Friday, August 17, 2007 4:15 PM CDT

  


As with any Woster reunion, this year at Thunderstik Lodge we managed to cover a host of topics over the course of a couple of days.

Certainly rain and crops and the progress of our kids is always a centerpiece. This year, for reasons I still don't understand, the discussion turned to dentistry and the skills or lack thereof of those with whom we were familiar. A part of those skills most certainly involves the wonderful changes in technology, which allow us to spend time in the chair without a whole lot of discomfort.

There was a time when pain was a part of the process and, in fact, when I came to Sioux Falls in 1962 and was searching for a dentist, the fellow who started Greenlee Packing Company, Orville Greenlee, said that is a fairly simple chore. You always start by making certain that the office of said dentist is not soundproof.

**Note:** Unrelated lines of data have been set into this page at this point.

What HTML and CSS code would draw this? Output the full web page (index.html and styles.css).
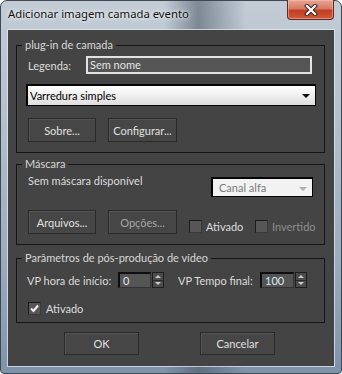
FILE: index.html
```html
<!DOCTYPE html>
<html lang="pt">
<head>
    <meta charset="UTF-8">
    <title>Adicionar imagem camada evento</title>
    <link rel="stylesheet" href="styles.css">
</head>
<body>
    <div class="window">
        <div class="titlebar">
            <span class="title">Adicionar imagem camada evento</span>
            <div class="close">
                <svg width="14" height="12" viewBox="0 0 14 12">
                    <path d="M3 2 L11 10 M11 2 L3 10" stroke="#3a2420" stroke-width="4.2" stroke-linecap="square" fill="none"/>
                    <path d="M3 2 L11 10 M11 2 L3 10" stroke="#fff" stroke-width="2.2" stroke-linecap="square" fill="none"/>
                </svg>
            </div>
        </div>

        <div class="client">
            <!-- plug-in -->
            <fieldset class="group group-plugin">
                <legend>plug-in de camada</legend>
                <div class="row caption-row">
                    <span class="label caption-label">Legenda:</span>
                    <div class="textbox">Sem nome</div>
                </div>
                <div class="select plugin-select">Varredura simples<span class="arrow"></span></div>
                <div class="row btn-row">
                    <div class="btn btn-sobre">Sobre...</div>
                    <div class="btn btn-config">Configurar...</div>
                </div>
            </fieldset>

            <!-- mask -->
            <fieldset class="group group-mask">
                <legend>Máscara</legend>
                <div class="row mask-row">
                    <span class="label mask-label">Sem máscara disponível</span>
                    <div class="select select-disabled mask-select">Canal alfa<span class="arrow"></span></div>
                </div>
                <div class="row btn-row mask-buttons">
                    <div class="btn btn-sobre">Arquivos...</div>
                    <div class="btn btn-config disabled">Opções...</div>
                    <div class="check check-enabled"><span class="box"></span><span class="label">Ativado</span></div>
                    <div class="check"><span class="box"></span><span class="label disabled">Invertido</span></div>
                </div>
            </fieldset>

            <!-- video post -->
            <fieldset class="group group-video">
                <legend>Parâmetros de pós-produção de vídeo</legend>
                <div class="row spin-row">
                    <span class="label start-label">VP hora de início:</span>
                    <div class="spinfield start-field">0</div>
                    <div class="spinner"><span class="up"></span><span class="down"></span></div>
                    <span class="label end-label">VP Tempo final:</span>
                    <div class="spinfield end-field">100</div>
                    <div class="spinner"><span class="up"></span><span class="down"></span></div>
                </div>
                <div class="check video-check">
                    <span class="box checked">
                        <svg width="9" height="9" viewBox="0 0 9 9"><path d="M1 4.5 L3.5 7 L8 1.5" stroke="#f2f2f2" stroke-width="2" fill="none"/></svg>
                    </span>
                    <span class="label">Ativado</span>
                </div>
            </fieldset>

            <div class="dialog-buttons">
                <div class="btn btn-ok">OK</div>
                <div class="btn btn-ok">Cancelar</div>
            </div>
        </div>
    </div>
</body>
</html>
```

FILE: styles.css
```css
* {
    box-sizing: border-box;
}

body {
    margin: 0;
    background: #fff;
    font-family: 'Lato', sans-serif;
    font-size: 11px;
}

.window {
    width: 342px;
    height: 374px;
    display: flex;
    flex-direction: column;
    padding: 0 7px 7px;
    border: 1px solid #3e4853;
    border-radius: 7px 7px 4px 4px;
    background:
        linear-gradient(to right, rgba(255,255,255,0) 0%, rgba(255,255,255,0) 48%, rgba(70,82,96,0.55) 58%, rgba(255,255,255,0) 72%),
        linear-gradient(to bottom, #c3ccd5 0%, #b4c0cc 30%, #9aabbd 70%, #7f93a8 100%);
}

.titlebar {
    height: 29px;
    display: flex;
    align-items: flex-start;
}

.title {
    margin-top: 5px;
    font-family: 'Noto Sans', sans-serif;
    font-size: 11.3px;
    color: #111;
    text-shadow: 0 0 6px rgba(255,255,255,0.9), 0 0 3px rgba(255,255,255,0.8);
}

.close {
    margin-left: auto;
    margin-top: -1px;
    width: 47px;
    height: 20px;
    display: flex;
    align-items: center;
    justify-content: center;
    border: 1px solid #5b2a22;
    border-top: none;
    border-radius: 0 0 4px 4px;
    background: linear-gradient(to bottom, #e8a595 0%, #d77a64 45%, #c13d24 55%, #cf5a3c 100%);
    box-shadow: inset 0 0 0 1px rgba(255,200,180,0.5);
}

.client {
    flex: 1;
    background: #444;
    padding: 8px 9px 0 8px;
    box-shadow: 0 0 0 1px rgba(225,232,240,0.75);
    color: #dcdcdc;
}

.group {
    margin: 0;
    min-width: 0;
    border: 1px solid #161616;
    padding: 4px 8px 10px 9px;
}

.group legend {
    padding: 0 3px;
    margin-left: -4px;
    line-height: 14px;
    color: #d8d8d8;
}

.row {
    display: flex;
    align-items: center;
}

.label {
    white-space: nowrap;
}

.disabled {
    color: #8e8e8e;
}

.caption-row {
    height: 18px;
}

.caption-label {
    width: 60px;
    padding-left: 2px;
}

.textbox {
    width: 226px;
    height: 18px;
    padding-left: 2px;
    line-height: 14px;
    background: #555;
    border: 2px solid #e2e2e2;
    color: #e4e4e4;
}

.select {
    position: relative;
    height: 22px;
    padding-left: 2px;
    line-height: 20px;
    border: 1px solid #050505;
    border-width: 2px 1px 1px 2px;
    background: linear-gradient(to bottom, #ffffff, #dedede);
    color: #000;
}

.select .arrow {
    position: absolute;
    right: 5px;
    top: 8px;
    border-left: 4px solid transparent;
    border-right: 4px solid transparent;
    border-top: 4px solid #000;
}

.plugin-select {
    margin-top: 10px;
}

.btn-row {
    margin-top: 12px;
    height: 24px;
}

.btn {
    height: 24px;
    display: flex;
    align-items: center;
    justify-content: center;
    background: #464646;
    border: 1px solid #2a2a2a;
    box-shadow: inset 1px 1px 0 #555;
    color: #e0e0e0;
}

.btn.disabled {
    color: #a6a6a6;
}

.btn-sobre {
    width: 68px;
    margin-left: 2px;
}

.btn-config {
    width: 69px;
    margin-left: 12px;
}

.group-mask {
    margin-top: 4px;
    padding-top: 6px;
}

.mask-row {
    align-items: flex-start;
    height: 20px;
}

.mask-label {
    padding-left: 2px;
    margin-top: -3px;
}

.select-disabled {
    color: #7a7a7a;
    background: #f2f2f2;
}

.select-disabled .arrow {
    border-top-color: #b0b0b0;
}

.mask-select {
    width: 102px;
    height: 20px;
    line-height: 18px;
    padding-left: 6px;
    margin-left: auto;
    margin-right: 3px;
}

.mask-buttons {
    margin-top: 13px;
    align-items: flex-end;
}

.check {
    display: flex;
    align-items: center;
}

.mask-buttons .check {
    margin-bottom: 1px;
}

.check-enabled {
    width: 66px;
    margin-left: 12px;
}

.box {
    width: 13px;
    height: 13px;
    margin-right: 4px;
    display: flex;
    align-items: center;
    justify-content: center;
    background: #565656;
    border: 1px solid #1c1c1c;
    border-right-color: #3a3a3a;
    border-bottom-color: #3a3a3a;
}

.group-video {
    margin-top: 6px;
    padding-top: 7px;
    padding-bottom: 7px;
}

.spin-row {
    height: 16px;
}

.start-label {
    width: 92px;
    padding-left: 1px;
}

.end-label {
    width: 82px;
    margin-left: 14px;
}

.spinfield {
    height: 16px;
    padding-left: 3px;
    line-height: 13px;
    background: #555;
    border-top: 2px solid #0e0e0e;
    border-left: 2px solid #0e0e0e;
    border-right: 1px solid #333;
    border-bottom: 1px solid #333;
    color: #dfe9f2;
}

.start-field {
    width: 33px;
}

.end-field {
    width: 34px;
}

.spinner {
    width: 12px;
    height: 16px;
    margin-left: 1px;
    display: flex;
    flex-direction: column;
    background: #4c4c4c;
    border: 1px solid #1e1e1e;
}

.spinner span {
    flex: 1;
    display: flex;
    align-items: center;
    justify-content: center;
}

.spinner .up::before,
.spinner .down::before {
    content: "";
    border-left: 3px solid transparent;
    border-right: 3px solid transparent;
}

.spinner .up::before {
    border-bottom: 3px solid #c8c8c8;
}

.spinner .down {
    border-top: 1px solid #2a2a2a;
}

.spinner .down::before {
    border-top: 3px solid #c8c8c8;
}

.video-check {
    margin-top: 14px;
    padding-left: 2px;
    height: 13px;
}

.video-check .box {
    margin-right: 5px;
}

.dialog-buttons {
    display: flex;
    gap: 61px;
    margin-top: 9px;
    padding-left: 48px;
}

.btn-ok {
    width: 75px;
    height: 23px;
}
```
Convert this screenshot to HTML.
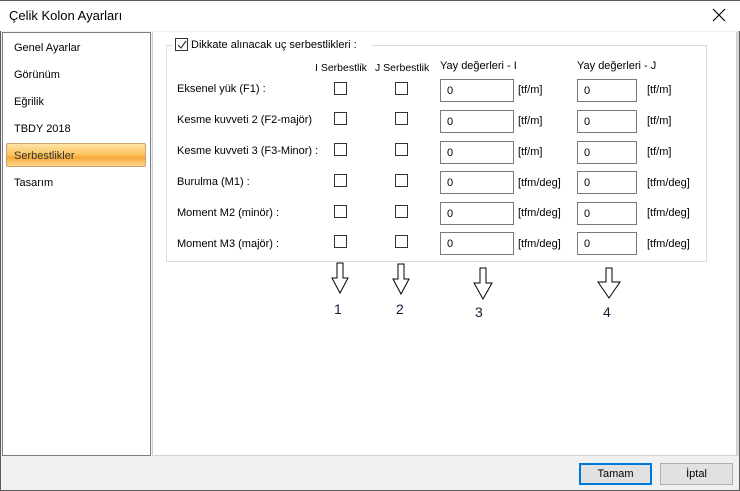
<!DOCTYPE html>
<html><head><meta charset="utf-8"><style>
*{margin:0;padding:0;box-sizing:border-box}
body{width:740px;height:491px;overflow:hidden;background:#f0f0f0;font-family:"Liberation Sans",sans-serif;font-size:11px;color:#000;position:relative}
.a{position:absolute;white-space:nowrap}
.cb{position:absolute;width:13px;height:13px;border:1px solid #333;background:#fff}
.in{position:absolute;height:23px;border:1px solid #7a7a7a;background:#fff;padding:5px 0 0 6px}
.n{position:absolute;font-size:14px;font-family:"Liberation Sans",sans-serif;color:#102040}
</style></head><body>
<div class="a" style="left:0;top:0;width:740px;height:491px;border:1px solid #5a5a5a;border-top:none"></div>
<div class="a" style="left:0;top:0;width:740px;height:31px;background:#fff;border-top:1px solid #5a5a5a"></div>
<div class="a" style="left:9px;top:8px;font-size:13px">Çelik Kolon Ayarları</div>
<svg class="a" style="left:712px;top:8px" width="14" height="14"><path d="M1 1L13 13M13 1L1 13" stroke="#000" stroke-width="1.2"/></svg>
<div class="a" style="left:2px;top:32px;width:149px;height:424px;background:#fff;border:1px solid #7a7f86"></div>
<div class="a" style="left:152px;top:32px;width:585px;height:424px;background:#fff;border:1px solid #d0d0d0;border-top:none"></div>
<div class="a" style="left:737px;top:31px;width:2px;height:425px;background:#d8d8d8"></div>
<div class="a" style="left:14px;top:42px">Genel Ayarlar</div>
<div class="a" style="left:14px;top:69px">Görünüm</div>
<div class="a" style="left:14px;top:96px">Eğrilik</div>
<div class="a" style="left:14px;top:123px">TBDY 2018</div>
<div class="a" style="left:6px;top:143px;width:140px;height:24px;border:1px solid #c9a46a;border-radius:2px;background:linear-gradient(#fde2a6,#fcc35d 50%,#f8a83a 60%,#fcd68a)"></div>
<div class="a" style="left:14px;top:150px;color:#333">Serbestlikler</div>
<div class="a" style="left:14px;top:177px">Tasarım</div>
<div class="a" style="left:166px;top:45px;width:541px;height:217px;border:1px solid #dcdcdc"></div>
<div class="a" style="left:172px;top:38px;width:200px;height:14px;background:#fff"></div>
<div class="cb" style="left:175px;top:38px"></div>
<svg class="a" style="left:176px;top:39px" width="12" height="12"><path d="M2 6L5 9L10 2" stroke="#333" stroke-width="1.2" fill="none"/></svg>
<div class="a" style="left:191px;top:39px">Dikkate alınacak uç serbestlikleri :</div>
<div class="a" style="left:315px;top:62px;font-size:10.5px">I Serbestlik</div>
<div class="a" style="left:375px;top:62px;font-size:10.5px">J Serbestlik</div>
<div class="a" style="left:440px;top:60px">Yay değerleri - I</div>
<div class="a" style="left:577px;top:60px">Yay değerleri - J</div>

<div class="a" style="left:177px;top:83px">Eksenel yük (F1) :</div>
<div class="a" style="left:177px;top:114px">Kesme kuvveti 2 (F2-majör)</div>
<div class="a" style="left:177px;top:145px">Kesme kuvveti 3 (F3-Minor) :</div>
<div class="a" style="left:177px;top:176px">Burulma (M1) :</div>
<div class="a" style="left:177px;top:207px">Moment M2 (minör) :</div>
<div class="a" style="left:177px;top:238px">Moment M3 (majör) :</div>

<div class="cb" style="left:334px;top:82px"></div><div class="cb" style="left:395px;top:82px"></div>
<div class="cb" style="left:334px;top:112px"></div><div class="cb" style="left:395px;top:112px"></div>
<div class="cb" style="left:334px;top:143px"></div><div class="cb" style="left:395px;top:143px"></div>
<div class="cb" style="left:334px;top:174px"></div><div class="cb" style="left:395px;top:174px"></div>
<div class="cb" style="left:334px;top:205px"></div><div class="cb" style="left:395px;top:205px"></div>
<div class="cb" style="left:334px;top:235px"></div><div class="cb" style="left:395px;top:235px"></div>

<div class="in" style="left:440px;top:79px;width:74px">0</div><div class="a" style="left:518px;top:84px">[tf/m]</div>
<div class="in" style="left:577px;top:79px;width:60px">0</div><div class="a" style="left:647px;top:84px">[tf/m]</div>
<div class="in" style="left:440px;top:110px;width:74px">0</div><div class="a" style="left:518px;top:115px">[tf/m]</div>
<div class="in" style="left:577px;top:110px;width:60px">0</div><div class="a" style="left:647px;top:115px">[tf/m]</div>
<div class="in" style="left:440px;top:141px;width:74px">0</div><div class="a" style="left:518px;top:146px">[tf/m]</div>
<div class="in" style="left:577px;top:141px;width:60px">0</div><div class="a" style="left:647px;top:146px">[tf/m]</div>
<div class="in" style="left:440px;top:171px;width:74px">0</div><div class="a" style="left:518px;top:177px">[tfm/deg]</div>
<div class="in" style="left:577px;top:171px;width:60px">0</div><div class="a" style="left:647px;top:177px">[tfm/deg]</div>
<div class="in" style="left:440px;top:202px;width:74px">0</div><div class="a" style="left:518px;top:207px">[tfm/deg]</div>
<div class="in" style="left:577px;top:202px;width:60px">0</div><div class="a" style="left:647px;top:207px">[tfm/deg]</div>
<div class="in" style="left:440px;top:232px;width:74px">0</div><div class="a" style="left:518px;top:238px">[tfm/deg]</div>
<div class="in" style="left:577px;top:232px;width:60px">0</div><div class="a" style="left:647px;top:238px">[tfm/deg]</div>

<svg class="a" style="left:330px;top:262px" width="20" height="34"><path d="M7 1H13V16H18L10 31L2 16H7Z" stroke="#000" fill="#fff"/></svg>
<svg class="a" style="left:391px;top:263px" width="20" height="34"><path d="M7 1H13V16H18L10 31L2 16H7Z" stroke="#000" fill="#fff"/></svg>
<svg class="a" style="left:472px;top:267px" width="22" height="34"><path d="M8 1H14V16H20L11 32L2 16H8Z" stroke="#000" fill="#fff"/></svg>
<svg class="a" style="left:597px;top:267px" width="26" height="34"><path d="M9 1H15V15H23L12 31L1 15H9Z" stroke="#000" fill="#fff"/></svg>
<div class="n" style="left:334px;top:301px">1</div>
<div class="n" style="left:396px;top:301px">2</div>
<div class="n" style="left:475px;top:304px">3</div>
<div class="n" style="left:603px;top:304px">4</div>

<div class="a" style="left:579px;top:463px;width:73px;height:22px;border:2px solid #0078d7;background:#e1e1e1;text-align:center;line-height:18px">Tamam</div>
<div class="a" style="left:660px;top:463px;width:73px;height:22px;border:1px solid #adadad;background:#e1e1e1;text-align:center;line-height:20px">İptal</div>
</body></html>
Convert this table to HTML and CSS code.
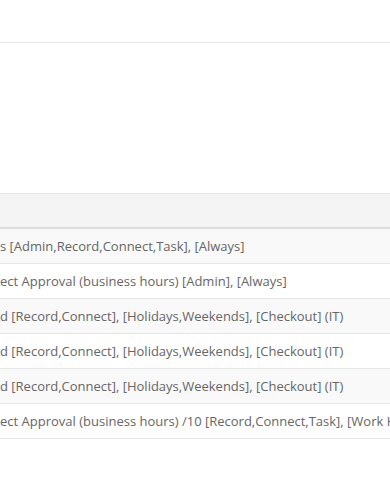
FILE: index.html
```html
<!DOCTYPE html>
<html>
<head>
<meta charset="utf-8">
<link rel="stylesheet" href="styles.css">
</head>
<body>
<div class="page">
  <div class="topbar"></div>
  <div class="spacer"></div>
  <div class="table">
    <div class="thead"></div>
    <div class="row odd"><span class="cell">s [Admin,Record,Connect,Task], [Always]</span></div>
    <div class="row"><span class="cell">ect Approval (business hours) [Admin], [Always]</span></div>
    <div class="row odd"><span class="cell">d [Record,Connect], [Holidays,Weekends], [Checkout] (IT)</span></div>
    <div class="row"><span class="cell">d [Record,Connect], [Holidays,Weekends], [Checkout] (IT)</span></div>
    <div class="row odd"><span class="cell">d [Record,Connect], [Holidays,Weekends], [Checkout] (IT)</span></div>
    <div class="row"><span class="cell">ect Approval (business hours) /10 [Record,Connect,Task], [Work Hours]</span></div>
  </div>
</div>
</body>
</html>
```
FILE: styles.css
```css
html, body {
  margin: 0;
  padding: 0;
  background: #ffffff;
}
.page {
  width: 390px;
  height: 493px;
  overflow: hidden;
  font-family: "Open Sans", "Liberation Sans", sans-serif;
  font-size: 13px;
  color: #666666;
}
.topbar {
  height: 42px;
  border-bottom: 1px solid #e6e6e6;
}
.spacer {
  height: 150px;
}
.table {
  border-top: 1px solid #e8e8e8;
}
.thead {
  height: 33px;
  background: #f4f4f4;
  border-bottom: 2px solid #dddddd;
}
.row {
  height: 34px;
  border-bottom: 1px solid #e6e6e6;
  display: flex;
  align-items: center;
  white-space: nowrap;
  overflow: hidden;
}
.row.odd {
  background: #f9f9f9;
}
.cell {
  padding-left: 0;
}
```
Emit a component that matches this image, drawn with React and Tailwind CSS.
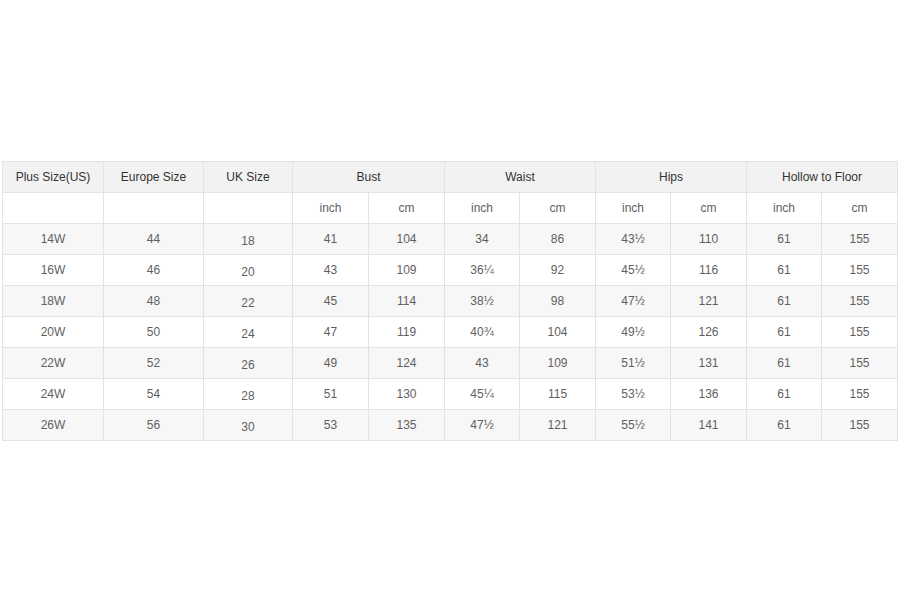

Someday I hope to put into writing the many comments of this World War I veteran, who was about as fine a cattle buyer as I ever had a chance to observe and epitomized the adage regarding a spade is a spade when he spoke. There was never any doubt as to where the “old gent” stood or how he felt. I might add that his son, Delbert, my main boss, a World War II Marine, the recipient of a bunch of medals and also a darn good buyer, was cut from the same cloth. Very simply, my years buying cattle for the Greenlee family were some of the best.

It was another Greenlee buyer, Hollis Williams, who suggested that I pay a visit to a young and climbing dentist in our city by the name Glen Benson. In about 1969, I did just that and he is still the fellow who pulls and fills and crowns and as long as he stays in the buggy, I will sit in his chair.

Dr. Benson loves to golf and the only time I abandon his dentistry ship is when he hollers fore just prior to injecting the novocaine. That is a pretty good sign that his mind is not on his work and when it comes to teeth work, there is always another day.

  

Dr. Glen is a Korean veteran who was stationed in North Carolina for a spell and like the Woster family, visited the fabled battleship, the USS North Carolina. Much like our visit to the aircraft carrier Midway, located in the harbor at San Diego, it is absolutely a fascinating experience.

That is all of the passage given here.